De onderzoekers adviseren bijvoorbeeld om meer te investeren in de aanpak van de jeugdcriminaliteit. Ook naar de aanpak van ondermijning en onlinecriminaliteit moet meer geld.
Waarnemend burgemeester Ank Bijleveld schrijft in een voorwoord van het rapport niet verbaasd te zijn over de adviezen van de onderzoekers. "De afgelopen jaren is sprake geweest van een toename in complexiteit en een versteviging van de veiligheidsproblematiek. Deze ontwikkelingen zijn de organisatie van openbare orde en veiligheid in Almere boven het hoofd gegroeid", aldus Bijleveld. Volgens de burgemeester is de ambtelijke organisatie "niet langer in staat om op alle fronten mee te doen op basis van de huidige capaciteit".
De onderzoekers melden dat Almere, in vergelijking met andere steden, relatief veel delicten kent. Zo is het aantal straatroven, na een jarenlange daling, weer aan het stijgen. Het percentage slachtoffers van cyberdelicten in Almere ligt hoger dan het landelijke gemiddelde en ook op het gebied van hacken en identiteitsfraude scoort de stad relatief hoog. Daarnaast blijken jongeren in Almere bovengemiddeld kwetsbaar voor drugscriminaliteit. "Jongeren en jongvolwassenen lopen een risico om in de drugscriminaliteit te worden gezogen", aldus de onderzoekers.

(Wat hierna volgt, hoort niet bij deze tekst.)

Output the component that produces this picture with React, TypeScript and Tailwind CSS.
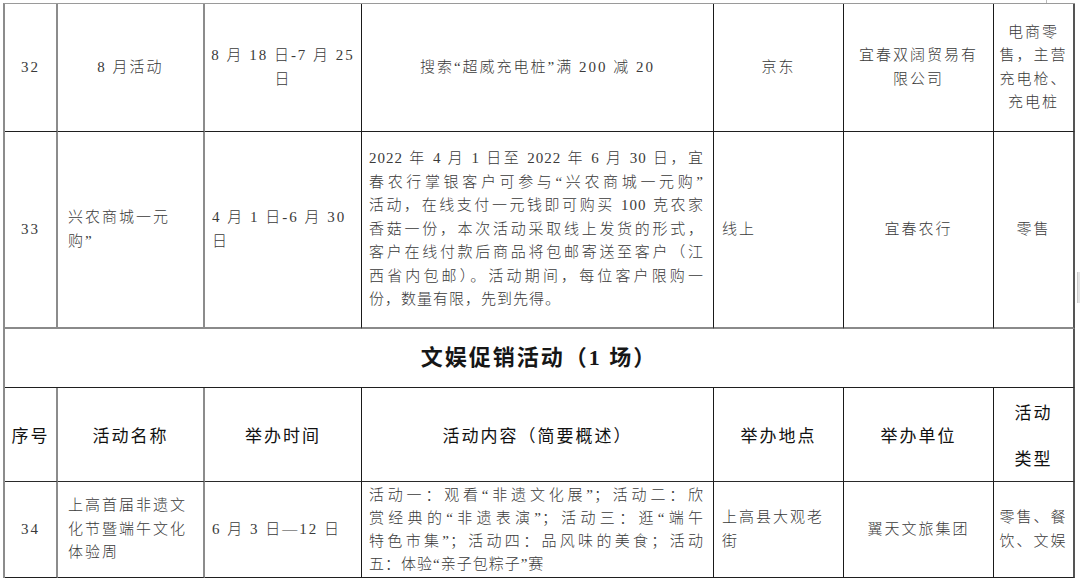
import React from "react";

const BODY =
  "font-['Liberation_Serif','Noto_Sans_CJK_SC',serif] font-light text-[15px] tracking-[2px] leading-[23.5px] text-[#3a3a3a]";
const HEAD = "font-['Noto_Sans_CJK_SC','Noto_Sans',sans-serif] font-normal text-[17px] leading-[24px] text-[#111]";

// right border of each column
const COL = [
  "border-r-2 border-r-[#8c8c8c]",
  "border-r-2 border-r-[#8c8c8c]",
  "border-r border-r-[#1a1a1a]",
  "border-r border-r-[#1a1a1a]",
  "border-r border-r-[#1a1a1a]",
  "border-r border-r-[#1a1a1a]",
  "border-r-2 border-r-[#555]",
];

function Justified({ lines }: { lines: string[] }) {
  return (
    <div className="tracking-[1px]">
      {lines.map((line, i) => (
        <div
          key={i}
          className={i < lines.length - 1 ? "whitespace-nowrap text-justify [text-align-last:justify]" : "whitespace-nowrap"}
        >
          {line}
        </div>
      ))}
    </div>
  );
}

export default function App() {
  const row32 = "border-b border-b-[#1f1f1f]";
  const row33 = "border-b-2 border-b-[#8a8a8a]";
  const rowTitle = "border-b border-b-[#1f1f1f]";
  const rowHead = "border-b border-b-[#2a2a2a]";
  const row34 = "border-b border-b-[#1f1f1f]";

  return (
    <div className="w-[1080px] h-[581px] bg-white overflow-hidden pt-[3px] pl-[3px] relative">
      <table className="w-[1072px] table-fixed border-separate border-spacing-0 border-l-2 border-t border-l-[#8c8c8c] border-t-[#9a9a9a]">
        <colgroup>
          <col className="w-[53px]" />
          <col className="w-[147px]" />
          <col className="w-[157px]" />
          <col className="w-[352px]" />
          <col className="w-[130px]" />
          <col className="w-[150px]" />
          <col className="w-[81px]" />
        </colgroup>
        <tbody className={BODY}>
          {/* 32 */}
          <tr className="h-[128px]">
            <td className={`${COL[0]} ${row32} text-center`}>32</td>
            <td className={`${COL[1]} ${row32} text-center`}>8 月活动</td>
            <td className={`${COL[2]} ${row32} text-center`}>
              8 月 18 日-7 月 25
              <br />日
            </td>
            <td className={`${COL[3]} ${row32} text-center`}>搜索“超威充电桩”满 200 减 20</td>
            <td className={`${COL[4]} ${row32} text-center`}>京东</td>
            <td className={`${COL[5]} ${row32} text-center`}>
              宜春双阔贸易有
              <br />
              限公司
            </td>
            <td className={`${COL[6]} ${row32} text-center`}>
              电商零
              <br />
              售，主营
              <br />
              充电枪、
              <br />
              充电桩
            </td>
          </tr>

          {/* 33 */}
          <tr className="h-[197px]">
            <td className={`${COL[0]} ${row33} text-center`}>33</td>
            <td className={`${COL[1]} ${row33} pl-[10px]`}>
              兴农商城一元
              <br />
              购”
            </td>
            <td className={`${COL[2]} ${row33} pl-[7px]`}>
              4 月 1 日-6 月 30
              <br />日
            </td>
            <td className={`${COL[3]} ${row33} pl-[7px] pr-[9px]`}>
              <Justified
                lines={[
                  "2022 年 4 月 1 日至 2022 年 6 月 30 日，宜",
                  "春农行掌银客户可参与“兴农商城一元购”",
                  "活动，在线支付一元钱即可购买 100 克农家",
                  "香菇一份，本次活动采取线上发货的形式，",
                  "客户在线付款后商品将包邮寄送至客户（江",
                  "西省内包邮）。活动期间，每位客户限购一",
                  "份，数量有限，先到先得。",
                ]}
              />
            </td>
            <td className={`${COL[4]} ${row33} pl-[8px]`}>线上</td>
            <td className={`${COL[5]} ${row33} text-center`}>宜春农行</td>
            <td className={`${COL[6]} ${row33} text-center`}>零售</td>
          </tr>

          {/* section title */}
          <tr className="h-[59px]">
            <td
              colSpan={7}
              className={`${COL[6]} ${rowTitle} text-center font-['Liberation_Serif','Noto_Sans_CJK_SC',serif] text-[22px] font-semibold tracking-[2px] text-[#161616]`}
            >
              文娱促销活动（1 场）
            </td>
          </tr>

          {/* header */}
          <tr className={`h-[94px] ${HEAD}`}>
            <td className={`${COL[0]} ${rowHead} text-center ${HEAD}`}>序号</td>
            <td className={`${COL[1]} ${rowHead} text-center ${HEAD}`}>活动名称</td>
            <td className={`${COL[2]} ${rowHead} text-center ${HEAD}`}>举办时间</td>
            <td className={`${COL[3]} ${rowHead} text-center ${HEAD}`}>活动内容（简要概述）</td>
            <td className={`${COL[4]} ${rowHead} text-center ${HEAD}`}>举办地点</td>
            <td className={`${COL[5]} ${rowHead} text-center ${HEAD}`}>举办单位</td>
            <td className={`${COL[6]} ${rowHead} text-center ${HEAD} leading-[46px]`}>
              活动
              <br />
              类型
            </td>
          </tr>

          {/* 34 */}
          <tr className="h-[96px]">
            <td className={`${COL[0]} ${row34} text-center`}>34</td>
            <td className={`${COL[1]} ${row34} pl-[10px]`}>
              上高首届非遗文
              <br />
              化节暨端午文化
              <br />
              体验周
            </td>
            <td className={`${COL[2]} ${row34} pl-[7px]`}>6 月 3 日—12 日</td>
            <td className={`${COL[3]} ${row34} pl-[7px] pr-[9px] leading-[23px]`}>
              <Justified
                lines={[
                  "活动一：观看“非遗文化展”；活动二：欣",
                  "赏经典的“非遗表演”；活动三：逛“端午",
                  "特色市集”；活动四：品风味的美食；活动",
                  "五：体验“亲子包粽子”赛",
                ]}
              />
            </td>
            <td className={`${COL[4]} ${row34} pl-[8px]`}>
              上高县大观老
              <br />街
            </td>
            <td className={`${COL[5]} ${row34} text-center`}>翼天文旅集团</td>
            <td className={`${COL[6]} ${row34} text-center`}>
              零售、餐
              <br />
              饮、文娱
            </td>
          </tr>
        </tbody>
      </table>

      {/* scan artifacts at the page edge */}
      <div className="absolute left-[1046px] top-0 w-px h-[3px] bg-[#bbb]" />
      <div className="absolute left-[1077px] top-[272px] w-[3px] h-[31px] bg-[#e4e4e4] border-l border-[#ccc]" />
    </div>
  );
}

Tegelijkertijd verwacht het CBS dat Almere in 2030 255.000 inwoners telt en doorgroeit naar 300.000 inwoners in 2040. Dat betekent een groei van 4200 inwoners per jaar in de komende jaren, waardoor de druk op de stad toeneemt. "Kort door de bocht betekent meer jeugd in het algemeen ook meer (jeugd)criminaliteit", aldus de onderzoekers. En dat betekent dat er meer capaciteit en middelen nodig zijn, zo wordt beredeneerd. "Iedereen in het stadhuis beseft dat Almere steeds meer te maken krijgt met grootstedelijke problematiek, maar we constateren dat de benodigde capaciteit om deze ontwikkeling op te vangen achterblijft."